5. Conclusion. The comparative analysis of these texts may be continued, but it is very likely that this will not add to what is already clear: in the language and poetics of Baten’kov and the author of the dubia a fundamental similarity is overshadowed by no less fundamental divergences. In addition, scarcely further investigation will give an indisputable answer to the question of the poems’ authorship. We do not know how large the gap between the works needs to be, before we can say that they must belong to different authors. When we compare these works and attempt to attribute them, we presume that the texts composed by one and the same person are relatively homogeneous. In our case this assumption is by definition unsubstantiated: the difference between the early and the late Baten’kov may be as great as it is possible to be.

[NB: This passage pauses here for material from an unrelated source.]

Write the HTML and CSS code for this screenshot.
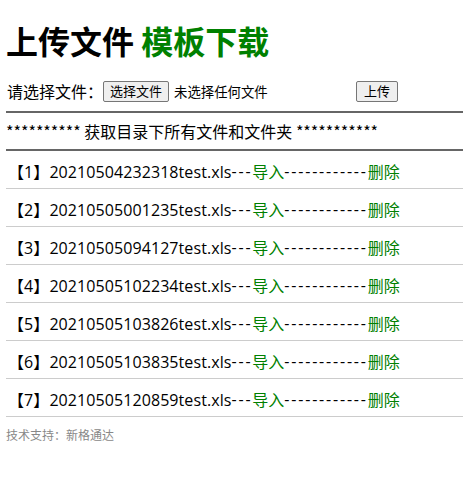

To pave the way “from the writer to the language” and “from the language to the writer” (G. O. Vinokur) it is necessary to establish whether there are, among the manifestations of linguistic individuality, some which cannot be counterfeited. Everything changeable, unique, inimitable gives no grounds for comparison; everything stable, recurrent, repeatable is amenable to abstract reproduction. The artist’s self cannot find a direct, unconditional, organic reflection in the text, while all other (culturally determined) forms of expression can be alienated from one speech subject and adopted by another. The author remains a fiction of literary criticism: in fact, we do not know what we are saying when we pass off divergences between texts as differences between their creators: for us the latter are nothing but “labels” on texts. Once such a “label” is lost, we risk loosing a possibility of ever finding out to whom a particular text belongs.